### WHAT TO WORK ON:
Copy the data below exactly, omitting any picture it contains.

===== DATA BLOCK

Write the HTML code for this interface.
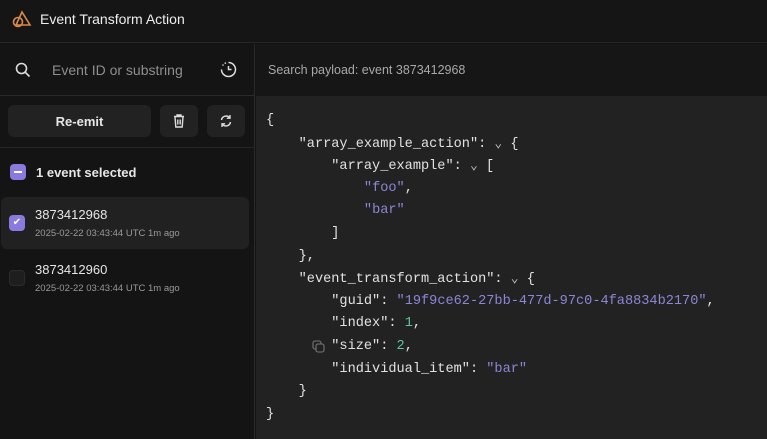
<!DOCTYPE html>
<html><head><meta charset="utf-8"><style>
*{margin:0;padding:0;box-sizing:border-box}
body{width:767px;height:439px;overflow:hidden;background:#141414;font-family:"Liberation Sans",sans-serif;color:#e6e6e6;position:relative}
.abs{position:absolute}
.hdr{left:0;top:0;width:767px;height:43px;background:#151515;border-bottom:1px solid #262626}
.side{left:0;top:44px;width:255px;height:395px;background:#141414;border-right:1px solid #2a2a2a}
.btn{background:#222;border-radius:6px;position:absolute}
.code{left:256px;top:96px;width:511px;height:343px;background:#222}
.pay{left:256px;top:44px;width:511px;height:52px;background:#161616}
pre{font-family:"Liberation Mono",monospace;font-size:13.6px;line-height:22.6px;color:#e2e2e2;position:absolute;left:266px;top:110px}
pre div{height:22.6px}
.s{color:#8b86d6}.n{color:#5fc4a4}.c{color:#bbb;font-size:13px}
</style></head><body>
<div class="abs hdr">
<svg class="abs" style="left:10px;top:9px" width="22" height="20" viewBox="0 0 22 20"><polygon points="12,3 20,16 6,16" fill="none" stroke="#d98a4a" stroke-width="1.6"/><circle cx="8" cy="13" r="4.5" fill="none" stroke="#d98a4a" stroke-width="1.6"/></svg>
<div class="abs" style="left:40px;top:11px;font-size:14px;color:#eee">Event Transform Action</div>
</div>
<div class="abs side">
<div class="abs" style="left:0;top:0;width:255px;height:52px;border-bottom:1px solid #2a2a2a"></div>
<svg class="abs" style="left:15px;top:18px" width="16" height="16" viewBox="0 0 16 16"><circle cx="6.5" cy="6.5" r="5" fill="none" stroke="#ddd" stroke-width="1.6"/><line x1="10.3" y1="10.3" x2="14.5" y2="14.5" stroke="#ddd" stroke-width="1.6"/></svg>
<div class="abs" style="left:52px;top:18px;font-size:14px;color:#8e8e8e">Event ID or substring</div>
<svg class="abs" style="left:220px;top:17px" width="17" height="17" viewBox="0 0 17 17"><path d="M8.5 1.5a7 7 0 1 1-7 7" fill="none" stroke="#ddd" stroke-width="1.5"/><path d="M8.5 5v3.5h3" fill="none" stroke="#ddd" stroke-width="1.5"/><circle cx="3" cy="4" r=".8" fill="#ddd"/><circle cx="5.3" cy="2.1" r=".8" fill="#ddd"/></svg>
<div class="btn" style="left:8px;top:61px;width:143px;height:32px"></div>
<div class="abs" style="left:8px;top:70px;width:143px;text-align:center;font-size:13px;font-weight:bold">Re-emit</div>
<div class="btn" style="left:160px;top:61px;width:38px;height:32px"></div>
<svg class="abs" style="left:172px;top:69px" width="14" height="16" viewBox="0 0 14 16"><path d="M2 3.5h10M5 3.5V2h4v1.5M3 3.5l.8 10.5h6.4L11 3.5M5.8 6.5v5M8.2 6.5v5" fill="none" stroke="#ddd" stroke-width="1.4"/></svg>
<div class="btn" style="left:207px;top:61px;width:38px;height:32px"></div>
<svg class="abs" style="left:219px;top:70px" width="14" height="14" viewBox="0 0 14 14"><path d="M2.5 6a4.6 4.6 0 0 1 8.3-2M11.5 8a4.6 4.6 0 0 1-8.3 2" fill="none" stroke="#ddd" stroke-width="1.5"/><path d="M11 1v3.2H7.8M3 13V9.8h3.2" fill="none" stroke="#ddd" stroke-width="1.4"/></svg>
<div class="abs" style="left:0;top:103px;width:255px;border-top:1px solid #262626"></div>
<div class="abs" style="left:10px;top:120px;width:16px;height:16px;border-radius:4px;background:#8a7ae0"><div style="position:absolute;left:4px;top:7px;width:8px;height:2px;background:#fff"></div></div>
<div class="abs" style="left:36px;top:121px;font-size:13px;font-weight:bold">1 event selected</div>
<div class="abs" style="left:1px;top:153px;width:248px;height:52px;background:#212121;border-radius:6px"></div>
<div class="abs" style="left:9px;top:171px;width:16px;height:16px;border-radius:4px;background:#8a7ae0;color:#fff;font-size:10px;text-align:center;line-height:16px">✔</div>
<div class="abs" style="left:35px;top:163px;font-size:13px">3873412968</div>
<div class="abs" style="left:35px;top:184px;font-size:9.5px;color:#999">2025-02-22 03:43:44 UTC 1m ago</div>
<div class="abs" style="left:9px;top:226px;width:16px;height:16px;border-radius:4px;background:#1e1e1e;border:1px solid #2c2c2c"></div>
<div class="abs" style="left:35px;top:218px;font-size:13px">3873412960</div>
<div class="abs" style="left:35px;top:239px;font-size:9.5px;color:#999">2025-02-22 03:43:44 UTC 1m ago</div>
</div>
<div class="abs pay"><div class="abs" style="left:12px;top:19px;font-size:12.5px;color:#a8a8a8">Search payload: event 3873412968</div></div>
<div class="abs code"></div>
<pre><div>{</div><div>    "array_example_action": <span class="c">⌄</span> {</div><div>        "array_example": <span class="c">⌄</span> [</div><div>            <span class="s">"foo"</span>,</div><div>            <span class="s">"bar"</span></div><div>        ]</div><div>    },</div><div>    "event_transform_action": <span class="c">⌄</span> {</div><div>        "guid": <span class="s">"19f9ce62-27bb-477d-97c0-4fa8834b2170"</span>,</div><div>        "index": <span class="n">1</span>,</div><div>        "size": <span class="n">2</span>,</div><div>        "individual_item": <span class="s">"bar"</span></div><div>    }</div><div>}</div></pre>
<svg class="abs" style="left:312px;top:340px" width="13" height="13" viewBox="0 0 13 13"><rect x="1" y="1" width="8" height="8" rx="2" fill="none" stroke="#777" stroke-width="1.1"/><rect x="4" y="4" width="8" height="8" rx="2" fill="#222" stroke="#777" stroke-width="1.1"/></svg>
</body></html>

==========

### FINAL RESULT:
Write the HTML code for this interface.
<!DOCTYPE html>
<html><head><meta charset="utf-8"><style>
*{margin:0;padding:0;box-sizing:border-box}
body{width:767px;height:439px;overflow:hidden;background:#141414;font-family:"Liberation Sans",sans-serif;color:#e6e6e6;position:relative}
.abs{position:absolute}
.hdr{left:0;top:0;width:767px;height:43px;background:#151515;border-bottom:1px solid #262626}
.side{left:0;top:44px;width:255px;height:395px;background:#141414;border-right:1px solid #2a2a2a}
.btn{background:#222;border-radius:6px;position:absolute}
.code{left:256px;top:96px;width:511px;height:343px;background:#222}
.pay{left:256px;top:44px;width:511px;height:52px;background:#161616}
pre{font-family:"Liberation Mono",monospace;font-size:13.6px;line-height:22.6px;color:#e2e2e2;position:absolute;left:266px;top:110px}
pre div{height:22.6px}
.s{color:#8b86d6}.n{color:#5fc4a4}.c{color:#bbb;font-size:13px}
</style></head><body>
<div class="abs hdr">
<svg class="abs" style="left:10px;top:9px" width="22" height="20" viewBox="0 0 22 20"><polygon points="12,3 20,16 6,16" fill="none" stroke="#d98a4a" stroke-width="1.6"/><circle cx="8" cy="13" r="4.5" fill="none" stroke="#d98a4a" stroke-width="1.6"/></svg>
<div class="abs" style="left:40px;top:11px;font-size:14px;color:#eee">Event Transform Action</div>
</div>
<div class="abs side">
<div class="abs" style="left:0;top:0;width:255px;height:52px;border-bottom:1px solid #2a2a2a"></div>
<svg class="abs" style="left:15px;top:18px" width="16" height="16" viewBox="0 0 16 16"><circle cx="6.5" cy="6.5" r="5" fill="none" stroke="#ddd" stroke-width="1.6"/><line x1="10.3" y1="10.3" x2="14.5" y2="14.5" stroke="#ddd" stroke-width="1.6"/></svg>
<div class="abs" style="left:52px;top:18px;font-size:14px;color:#8e8e8e">Event ID or substring</div>
<svg class="abs" style="left:220px;top:17px" width="17" height="17" viewBox="0 0 17 17"><path d="M8.5 1.5a7 7 0 1 1-7 7" fill="none" stroke="#ddd" stroke-width="1.5"/><path d="M8.5 5v3.5h3" fill="none" stroke="#ddd" stroke-width="1.5"/><circle cx="3" cy="4" r=".8" fill="#ddd"/><circle cx="5.3" cy="2.1" r=".8" fill="#ddd"/></svg>
<div class="btn" style="left:8px;top:61px;width:143px;height:32px"></div>
<div class="abs" style="left:8px;top:70px;width:143px;text-align:center;font-size:13px;font-weight:bold">Re-emit</div>
<div class="btn" style="left:160px;top:61px;width:38px;height:32px"></div>
<svg class="abs" style="left:172px;top:69px" width="14" height="16" viewBox="0 0 14 16"><path d="M2 3.5h10M5 3.5V2h4v1.5M3 3.5l.8 10.5h6.4L11 3.5M5.8 6.5v5M8.2 6.5v5" fill="none" stroke="#ddd" stroke-width="1.4"/></svg>
<div class="btn" style="left:207px;top:61px;width:38px;height:32px"></div>
<svg class="abs" style="left:219px;top:70px" width="14" height="14" viewBox="0 0 14 14"><path d="M2.5 6a4.6 4.6 0 0 1 8.3-2M11.5 8a4.6 4.6 0 0 1-8.3 2" fill="none" stroke="#ddd" stroke-width="1.5"/><path d="M11 1v3.2H7.8M3 13V9.8h3.2" fill="none" stroke="#ddd" stroke-width="1.4"/></svg>
<div class="abs" style="left:0;top:103px;width:255px;border-top:1px solid #262626"></div>
<div class="abs" style="left:10px;top:120px;width:16px;height:16px;border-radius:4px;background:#8a7ae0"><div style="position:absolute;left:4px;top:7px;width:8px;height:2px;background:#fff"></div></div>
<div class="abs" style="left:36px;top:121px;font-size:13px;font-weight:bold">1 event selected</div>
<div class="abs" style="left:1px;top:153px;width:248px;height:52px;background:#212121;border-radius:6px"></div>
<div class="abs" style="left:9px;top:171px;width:16px;height:16px;border-radius:4px;background:#8a7ae0;color:#fff;font-size:10px;text-align:center;line-height:16px">✔</div>
<div class="abs" style="left:35px;top:163px;font-size:13px">3873412968</div>
<div class="abs" style="left:35px;top:184px;font-size:9.5px;color:#999">2025-02-22 03:43:44 UTC 1m ago</div>
<div class="abs" style="left:9px;top:226px;width:16px;height:16px;border-radius:4px;background:#1e1e1e;border:1px solid #2c2c2c"></div>
<div class="abs" style="left:35px;top:218px;font-size:13px">3873412960</div>
<div class="abs" style="left:35px;top:239px;font-size:9.5px;color:#999">2025-02-22 03:43:44 UTC 1m ago</div>
</div>
<div class="abs pay"><div class="abs" style="left:12px;top:19px;font-size:12.5px;color:#a8a8a8">Search payload: event 3873412968</div></div>
<div class="abs code"></div>
<pre><div>{</div><div>    "array_example_action": <span class="c">⌄</span> {</div><div>        "array_example": <span class="c">⌄</span> [</div><div>            <span class="s">"foo"</span>,</div><div>            <span class="s">"bar"</span></div><div>        ]</div><div>    },</div><div>    "event_transform_action": <span class="c">⌄</span> {</div><div>        "guid": <span class="s">"19f9ce62-27bb-477d-97c0-4fa8834b2170"</span>,</div><div>        "index": <span class="n">1</span>,</div><div>        "size": <span class="n">2</span>,</div><div>        "individual_item": <span class="s">"bar"</span></div><div>    }</div><div>}</div></pre>
<svg class="abs" style="left:312px;top:340px" width="13" height="13" viewBox="0 0 13 13"><rect x="1" y="1" width="8" height="8" rx="2" fill="none" stroke="#777" stroke-width="1.1"/><rect x="4" y="4" width="8" height="8" rx="2" fill="#222" stroke="#777" stroke-width="1.1"/></svg>
</body></html>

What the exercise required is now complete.